# [Problem]
Copy out every line that contains the word "styles".

# [Collected material]

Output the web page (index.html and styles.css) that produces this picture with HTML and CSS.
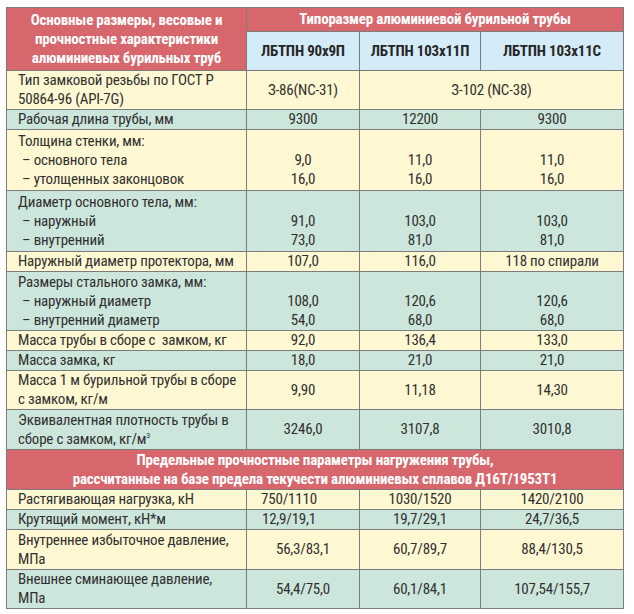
FILE: index.html
```html
<!DOCTYPE html>
<html lang="ru">
<head>
<meta charset="utf-8">
<title>Характеристики алюминиевых бурильных труб</title>
<link rel="stylesheet" href="styles.css">
</head>
<body>
<table class="spec">
  <colgroup>
    <col class="c1"><col class="c2"><col class="c3"><col class="c4">
  </colgroup>
  <thead>
    <tr class="h25">
      <th rowspan="2" class="red lefthead">Основные размеры, весовые и<br>прочностные характеристики<br>алюминиевых бурильных труб</th>
      <th colspan="3" class="red">Типоразмер алюминиевой бурильной трубы</th>
    </tr>
    <tr class="h39">
      <th class="blue">ЛБТПН 90х9П</th>
      <th class="blue">ЛБТПН 103х11П</th>
      <th class="blue">ЛБТПН 103х11С</th>
    </tr>
  </thead>
  <tbody>
    <tr class="y h39">
      <td class="name">Тип замковой резьбы по ГОСТ Р<br>50864-96 (API-7G)</td>
      <td>З-86(NC-31)</td>
      <td colspan="2">З-102 (NC-38)</td>
    </tr>
    <tr class="g h20">
      <td class="name">Рабочая длина трубы, мм</td>
      <td>9300</td><td>12200</td><td>9300</td>
    </tr>
    <tr class="y h61">
      <td class="name">Толщина стенки, мм:<br><span class="sub">– основного тела</span><br><span class="sub">– утолщенных законцовок</span></td>
      <td><br>9,0<br>16,0</td><td><br>11,0<br>16,0</td><td><br>11,0<br>16,0</td>
    </tr>
    <tr class="g h61">
      <td class="name">Диаметр основного тела, мм:<br><span class="sub">– наружный</span><br><span class="sub">– внутренний</span></td>
      <td><br>91,0<br>73,0</td><td><br>103,0<br>81,0</td><td><br>103,0<br>81,0</td>
    </tr>
    <tr class="y h20">
      <td class="name">Наружный диаметр протектора, мм</td>
      <td>107,0</td><td>116,0</td><td>118 по спирали</td>
    </tr>
    <tr class="g h59">
      <td class="name">Размеры стального замка, мм:<br><span class="sub">– наружный диаметр</span><br><span class="sub">– внутренний диаметр</span></td>
      <td><br>108,0<br>54,0</td><td><br>120,6<br>68,0</td><td><br>120,6<br>68,0</td>
    </tr>
    <tr class="y h19">
      <td class="name">Масса трубы в сборе с&nbsp; замком, кг</td>
      <td>92,0</td><td>136,4</td><td>133,0</td>
    </tr>
    <tr class="g h20">
      <td class="name">Масса замка, кг</td>
      <td>18,0</td><td>21,0</td><td>21,0</td>
    </tr>
    <tr class="y h39">
      <td class="name">Масса 1 м бурильной трубы в сборе<br>с замком, кг/м</td>
      <td>9,90</td><td>11,18</td><td>14,30</td>
    </tr>
    <tr class="g h40">
      <td class="name">Эквивалентная плотность трубы в<br>сборе с замком, кг/м<sup>3</sup></td>
      <td>3246,0</td><td>3107,8</td><td>3010,8</td>
    </tr>
    <tr class="h40">
      <th colspan="4" class="red section">Предельные прочностные параметры нагружения трубы,<br>рассчитанные на базе предела текучести алюминиевых сплавов Д16Т/1953Т1</th>
    </tr>
    <tr class="y h18">
      <td class="name">Растягивающая нагрузка, кН</td>
      <td class="shift">750/1110</td><td>1030/1520</td><td>1420/2100</td>
    </tr>
    <tr class="g h19">
      <td class="name">Крутящий момент, кН*м</td>
      <td class="shift">12,9/19,1</td><td>19,7/29,1</td><td>24,7/36,5</td>
    </tr>
    <tr class="y h40">
      <td class="name">Внутреннее избыточное давление,<br>МПа</td>
      <td>56,3/83,1</td><td>60,7/89,7</td><td>88,4/130,5</td>
    </tr>
    <tr class="g h38">
      <td class="name">Внешнее сминающее давление,<br>МПа</td>
      <td>54,4/75,0</td><td>60,1/84,1</td><td>107,54/155,7</td>
    </tr>
  </tbody>
</table>
</body>
</html>
```

FILE: styles.css
```css
html, body {
  margin: 0;
  background: #ffffff;
}

body {
  padding: 7px 0 0 6px;
  font-family: "Roboto Condensed", "Open Sans", "DejaVu Sans Condensed", sans-serif;
  color: #303030;
}

.spec {
  border-collapse: collapse;
  table-layout: fixed;
  width: 617px;
  font-size: 15px;
  letter-spacing: -0.2px;
  line-height: 19px;
  border: 1px solid #6e6e6e;
}

.c1 { width: 240px; }
.c2 { width: 113px; }
.c3 { width: 121px; }
.c4 { width: 143px; }

.spec th,
.spec td {
  border: 1px solid #7c7c7c;
  padding: 0 4px;
  text-align: center;
  vertical-align: middle;
  white-space: nowrap;
}

.spec td.name {
  text-align: left;
  padding-left: 11px;
}

.sub {
  padding-left: 4px;
}

.spec td.shift {
  padding-right: 32px;
}

.red {
  background: #d8676d;
  color: #ffffff;
  font-weight: bold;
}

.blue {
  background: #d4ecf7;
  color: #262626;
  font-weight: bold;
}

.lefthead {
  line-height: 19px;
}

.y { background: #fff8d2; }
.g { background: #cde6dc; }

sup {
  font-size: 8px;
  line-height: 0;
  vertical-align: 6px;
}

.h18 { height: 18px; }
.h19 { height: 19px; }
.h20 { height: 20px; }
.h25 { height: 24px; }
.h38 { height: 38px; }
.h39 { height: 39px; }
.h40 { height: 40px; }
.h59 { height: 59px; }
.h61 { height: 61px; }
```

# [The output]
Output the web page (index.html and styles.css) that produces this picture with HTML and CSS.
<link rel="stylesheet" href="styles.css">
FILE: styles.css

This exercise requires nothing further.